A former model and avid businessman who has been involved in numerous pursuits in the fashion industry, the resident opened Flannery's more than two years ago. But once Camileon Heels began to make strides, it became evident that the local resident would have to make some changes to accommodate his booming business. It was around that time that Brian Costello of Scotch Plains — a regular at Flannery's Pub — noticed how busy the bar owner had become. He approached Flannery and offered to buyout his portion of the tavern.

The two men struck a deal, which Flannery — who can trace his Irish heritage back centuries — noted made them both very happy. The agreement will allow Costello to continue using the name "Flannery's" in the Fanwood location only.

It's no surprise that Costello noticed Flannery getting busier. The Camileon owner has had his hand in a number of business ventures over the years from fashion to real estate. What Flannery does is find businesses that he can build, as well as finding patents he can invest in.

Flannery said he originally bought the liquor license for the pub nine years ago in order to package it with a property and sell it as a lease. When finding a location to do that became increasingly difficult, he ended up partnering with Brian Walter on Flannery's. The partnership lasted for two years and three months. When approached to sell his share, Flannery was very open to it because he usually likes an exit strategy.

Also, he noted how difficult it had become to wake up at 6 a.m. for his other projects and then to stay at the bar until 3 a.m.

The idea for the Camileon heel, Flannery explained, came from a radiologist, Dr. Handel, who approached him to convert his idea into a business.

Dr. Handel thought of the idea while his son was playing with a Transformer action figure in the back of New York taxi. Handel looked to the sidewalk to see women walking to work in their sneakers — not wanting the discomfort of walking around the city in high heels. Once Flannery heard the idea he was immediately intrigued.

After not seeing eye-to-eye on some aspects of the company, Flannery and Handel parted ways and Flannery eventually ended up with 100 percent of the company.

It took five years for him to get the American patent on the shoes. He said his ultimate goal is that it will become a technological breakthrough.

"I don't care if you're Stuart Weitzman or Prada, I want you to have the Camileon Heel technology in your line," he quipped.

The current Camileon shoe is made of fine Italian leather in Florence, Italy, in the same factories as Chanel and Gucci. It retails for about $400 to $500 per pair.

Where the doctor and Flannery differed was retailing the shoe at this price, Flannery believed the shoe would be market better at $100 to $150.

Recently, Flannery moved the operations to Asia, so that by 2013, he can ultimately sell the designer shoes for $100 to $150.

The next step for Camileon heels is "phase two" of the venture, which will include different heel heights. Every 18 to 24 months, Flannery hopes to launch a new heel in different size, color or height. In 2014, he hopes to launch a line of Chamileon boots.

The shoes has become popular with women ranging from commuters, to those who wear the designs to weddings. Commuters especially find the retractible heels appealing, Flannery said, but they also come in handy when driving or at venues such as casinos, clubs and weddings.

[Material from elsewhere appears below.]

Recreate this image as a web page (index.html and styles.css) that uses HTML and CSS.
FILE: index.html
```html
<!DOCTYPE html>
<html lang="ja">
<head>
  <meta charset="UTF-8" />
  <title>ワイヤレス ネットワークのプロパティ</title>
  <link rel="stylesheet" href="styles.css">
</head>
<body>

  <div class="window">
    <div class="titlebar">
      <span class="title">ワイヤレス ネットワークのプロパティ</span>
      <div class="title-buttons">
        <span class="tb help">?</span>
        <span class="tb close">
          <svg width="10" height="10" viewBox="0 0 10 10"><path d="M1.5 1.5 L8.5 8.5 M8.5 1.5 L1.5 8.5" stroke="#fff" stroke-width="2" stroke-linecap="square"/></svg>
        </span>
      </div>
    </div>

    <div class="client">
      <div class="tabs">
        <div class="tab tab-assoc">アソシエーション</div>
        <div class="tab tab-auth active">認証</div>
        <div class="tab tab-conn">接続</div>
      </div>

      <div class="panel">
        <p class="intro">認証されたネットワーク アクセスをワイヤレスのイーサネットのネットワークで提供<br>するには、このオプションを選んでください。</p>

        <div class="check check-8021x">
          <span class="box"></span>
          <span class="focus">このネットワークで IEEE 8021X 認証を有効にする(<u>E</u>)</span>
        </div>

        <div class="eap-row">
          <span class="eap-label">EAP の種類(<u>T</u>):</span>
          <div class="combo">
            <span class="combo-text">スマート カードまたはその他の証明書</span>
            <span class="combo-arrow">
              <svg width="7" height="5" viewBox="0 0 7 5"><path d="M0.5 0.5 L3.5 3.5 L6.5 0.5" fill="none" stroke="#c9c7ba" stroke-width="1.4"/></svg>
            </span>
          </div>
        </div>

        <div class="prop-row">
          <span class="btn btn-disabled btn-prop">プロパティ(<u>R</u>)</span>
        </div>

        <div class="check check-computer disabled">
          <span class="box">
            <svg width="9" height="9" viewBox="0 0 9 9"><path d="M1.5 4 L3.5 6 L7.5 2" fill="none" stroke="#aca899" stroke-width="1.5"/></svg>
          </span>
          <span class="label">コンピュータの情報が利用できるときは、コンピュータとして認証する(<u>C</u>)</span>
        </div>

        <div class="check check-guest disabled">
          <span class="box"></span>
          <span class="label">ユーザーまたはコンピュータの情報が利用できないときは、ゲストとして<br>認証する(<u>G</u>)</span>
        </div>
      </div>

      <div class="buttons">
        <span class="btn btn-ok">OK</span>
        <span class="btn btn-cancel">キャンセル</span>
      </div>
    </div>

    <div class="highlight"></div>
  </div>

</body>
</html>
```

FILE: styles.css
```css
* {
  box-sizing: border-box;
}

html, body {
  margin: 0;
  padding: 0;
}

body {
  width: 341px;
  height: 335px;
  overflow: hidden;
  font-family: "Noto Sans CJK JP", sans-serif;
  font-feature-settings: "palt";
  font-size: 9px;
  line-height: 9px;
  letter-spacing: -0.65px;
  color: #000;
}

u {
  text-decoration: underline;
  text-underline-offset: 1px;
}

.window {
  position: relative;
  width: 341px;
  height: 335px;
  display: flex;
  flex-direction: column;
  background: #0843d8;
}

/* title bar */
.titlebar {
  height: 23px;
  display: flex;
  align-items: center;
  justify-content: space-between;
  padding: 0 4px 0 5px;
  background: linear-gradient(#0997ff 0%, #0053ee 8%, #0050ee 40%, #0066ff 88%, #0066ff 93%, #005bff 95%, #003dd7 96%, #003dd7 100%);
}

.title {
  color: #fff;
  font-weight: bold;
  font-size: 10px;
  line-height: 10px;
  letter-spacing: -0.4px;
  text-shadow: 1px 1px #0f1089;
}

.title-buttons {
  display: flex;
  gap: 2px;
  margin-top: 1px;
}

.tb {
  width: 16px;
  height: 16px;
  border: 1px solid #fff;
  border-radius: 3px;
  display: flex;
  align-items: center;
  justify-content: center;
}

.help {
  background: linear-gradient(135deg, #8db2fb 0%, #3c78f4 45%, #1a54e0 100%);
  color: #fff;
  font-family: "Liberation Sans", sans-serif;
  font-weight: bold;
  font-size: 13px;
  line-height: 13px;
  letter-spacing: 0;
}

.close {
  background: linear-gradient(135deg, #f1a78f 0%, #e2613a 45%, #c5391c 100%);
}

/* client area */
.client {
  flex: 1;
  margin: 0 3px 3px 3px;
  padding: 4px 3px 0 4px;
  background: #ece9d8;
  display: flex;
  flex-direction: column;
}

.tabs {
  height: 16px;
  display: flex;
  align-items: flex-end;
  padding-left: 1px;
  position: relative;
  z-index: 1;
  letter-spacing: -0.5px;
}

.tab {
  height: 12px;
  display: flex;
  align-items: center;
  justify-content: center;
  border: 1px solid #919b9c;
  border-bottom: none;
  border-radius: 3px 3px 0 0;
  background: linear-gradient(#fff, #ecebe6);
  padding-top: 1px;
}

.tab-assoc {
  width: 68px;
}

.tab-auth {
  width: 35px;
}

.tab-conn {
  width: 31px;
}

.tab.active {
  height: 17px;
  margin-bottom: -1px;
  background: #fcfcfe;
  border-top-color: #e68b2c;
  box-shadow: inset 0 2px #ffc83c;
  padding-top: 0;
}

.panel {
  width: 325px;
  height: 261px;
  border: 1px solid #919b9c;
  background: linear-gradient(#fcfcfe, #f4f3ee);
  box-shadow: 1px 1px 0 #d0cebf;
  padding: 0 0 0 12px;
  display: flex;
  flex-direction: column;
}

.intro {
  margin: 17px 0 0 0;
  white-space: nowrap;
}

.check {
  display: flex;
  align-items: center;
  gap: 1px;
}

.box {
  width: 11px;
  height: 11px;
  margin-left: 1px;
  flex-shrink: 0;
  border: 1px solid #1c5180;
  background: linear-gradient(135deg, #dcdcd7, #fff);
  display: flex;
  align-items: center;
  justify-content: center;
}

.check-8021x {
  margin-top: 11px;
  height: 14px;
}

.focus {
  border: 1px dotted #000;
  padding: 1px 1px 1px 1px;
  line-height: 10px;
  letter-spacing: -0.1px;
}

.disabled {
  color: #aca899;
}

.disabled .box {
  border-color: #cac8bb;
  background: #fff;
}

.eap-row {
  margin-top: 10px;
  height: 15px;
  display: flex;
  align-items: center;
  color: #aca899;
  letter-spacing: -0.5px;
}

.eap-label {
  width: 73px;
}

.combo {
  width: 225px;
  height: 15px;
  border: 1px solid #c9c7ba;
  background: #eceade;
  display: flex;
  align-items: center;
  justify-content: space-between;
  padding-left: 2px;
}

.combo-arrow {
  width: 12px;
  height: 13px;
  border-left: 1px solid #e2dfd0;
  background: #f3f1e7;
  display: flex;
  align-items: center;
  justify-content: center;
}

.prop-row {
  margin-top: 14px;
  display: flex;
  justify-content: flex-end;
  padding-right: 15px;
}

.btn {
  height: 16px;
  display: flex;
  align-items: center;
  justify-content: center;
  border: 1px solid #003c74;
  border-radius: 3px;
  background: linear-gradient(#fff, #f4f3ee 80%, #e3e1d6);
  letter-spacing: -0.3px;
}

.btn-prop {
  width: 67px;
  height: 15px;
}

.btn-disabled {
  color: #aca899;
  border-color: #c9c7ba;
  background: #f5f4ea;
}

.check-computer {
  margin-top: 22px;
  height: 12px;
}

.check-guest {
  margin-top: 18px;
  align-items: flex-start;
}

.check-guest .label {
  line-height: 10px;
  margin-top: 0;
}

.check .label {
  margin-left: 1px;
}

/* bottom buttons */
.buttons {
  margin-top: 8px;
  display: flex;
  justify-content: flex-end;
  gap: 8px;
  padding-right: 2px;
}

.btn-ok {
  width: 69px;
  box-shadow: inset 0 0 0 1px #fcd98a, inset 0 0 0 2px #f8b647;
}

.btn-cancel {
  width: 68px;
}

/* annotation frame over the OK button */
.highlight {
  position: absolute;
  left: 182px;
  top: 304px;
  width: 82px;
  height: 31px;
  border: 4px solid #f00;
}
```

"It's a great technology," Flannery said. "We've sold over 6,000 pairs to date."

Right now, Flannery only sells the Camileon Heel on his website, camileonheels.com. But starting next week the shoes will be available at Soleil — a shoe store in Westfield. They will be carrying three different styles, in all colors and size range for each style. Every three months, Soleil will add more styles to the lineup.

The heels come in all sizes in both regular and wide widths. There are more than 20 styles, in various colors.